By Mike Gaworecki
30 December 2015
(mongabay.com) – As 2015 comes to a close, Mongabay is looking back at the year that was.
This year saw President Obama reject the Keystone pipeline as historic droughts and a vicious wildfire season wracked the western US and Canada.
The world committed to climate action in Paris as Southeast Asia was choking on the worst Indonesian haze in years, Shell aborted its plans to drill in the Arctic for the “foreseeable” future, and ExxonMobil is being investigated for lying to the public about climate risks.
Here, in no certain order, are the top 15 environmental stories of 2015.
1. The world committed to climate action in Paris in what will almost definitely be the hottest year on record.
In what was surely the biggest news of the year, negotiators representing nearly 200 countries reached a historic agreement to address climate change in Paris this December.
The Paris Agreement commits countries to curbing greenhouse gas emissions with a goal of limiting global temperature rise to 2 degrees Celsius (about 3.6 degrees Fahrenheit) relative to pre-industrial levels.
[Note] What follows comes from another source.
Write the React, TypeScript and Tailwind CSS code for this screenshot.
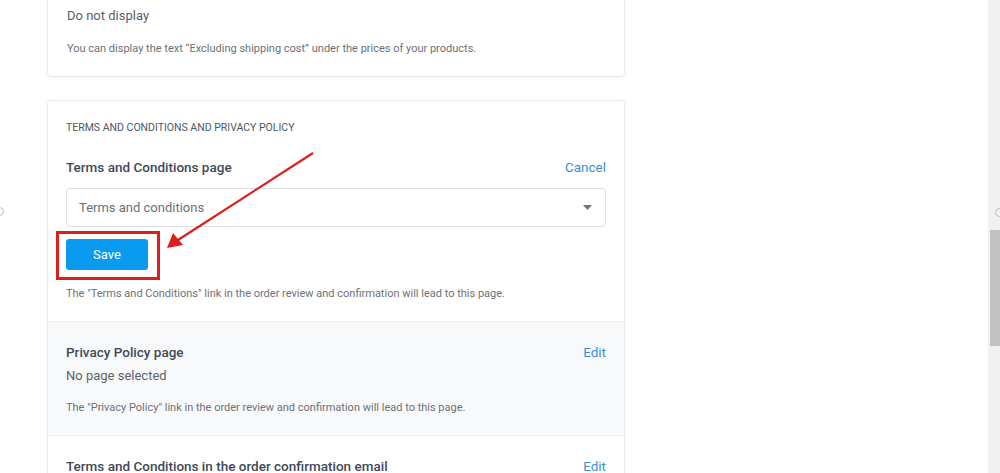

All signatories are required to take action toward meeting that goal by some combination of becoming more energy efficient, reducing deforestation and forest degradation, and burning less fossil fuels. That includes rich, industrialized nations like the United States and China as well as small, poor countries that are already struggling with the impacts of rising sea levels and temperatures.
Some elements of the agreement are legally binding, but most language related to emissions reductions is voluntary, an approach insisted on by U.S. negotiators because Republicans in Congress would never ratify a binding treaty […]
8. Environmental activists killed for standing up for the planet.
According to a report by London-based NGO Global Witness released earlier this year, “Each week at least two people are being killed for taking a stand against environmental destruction.”
The report found that 116 environmental activists were murdered in 2014. Nearly half of them were Indigenous activists, and they were mostly killed for opposing hydroelectric dam projects and mining and agribusiness operations on their lands.
This year, sadly, saw much more of the same. Though not all of these cases have been proven to have been related to the victim’s activism, here are a few of the people who dedicated their lives to standing up for the planet that we lost this year.
- Rigoberto Lima Choc was fatally shot in broad daylight in the town center of Sayaxché, Guatemala after a court suspended the operations of a palm oil company believed to be responsible for a massive fish die-off.
- Fernando Salazar Calvo was fatally shot outside his home in Colombia. He was an active member and spokesperson of the Association of Artisanal Miners of the Cañamomo Lomaprieta Indigenous Reservation.
- Jopi Peranginangin, a 39-year-old Indonesian activist who opposed unbridled oil palm expansion and was the head of campaigns for Sawit Watch, was stabbed to death outside a nightclub in South Jakarta.
- Telésforo Odilo Pivaral Gonzalez, who actively opposed a conflict-ridden Escobal silver mine project, was killed by unknown assailants who shot him five times.
- Sieng Darong, a Forestry Administration ranger, and Sab Yoh, a police officer, were shot and killed while patrolling a protected forest in Cambodia.
- And just last month, Alfredo Ernesto Vracko Neuenschwander, a woodworker who led a movement to resist forest invasions by illegal gold miners in Peru’s biodiverse Tambopata region, was gunned down at his home. [more]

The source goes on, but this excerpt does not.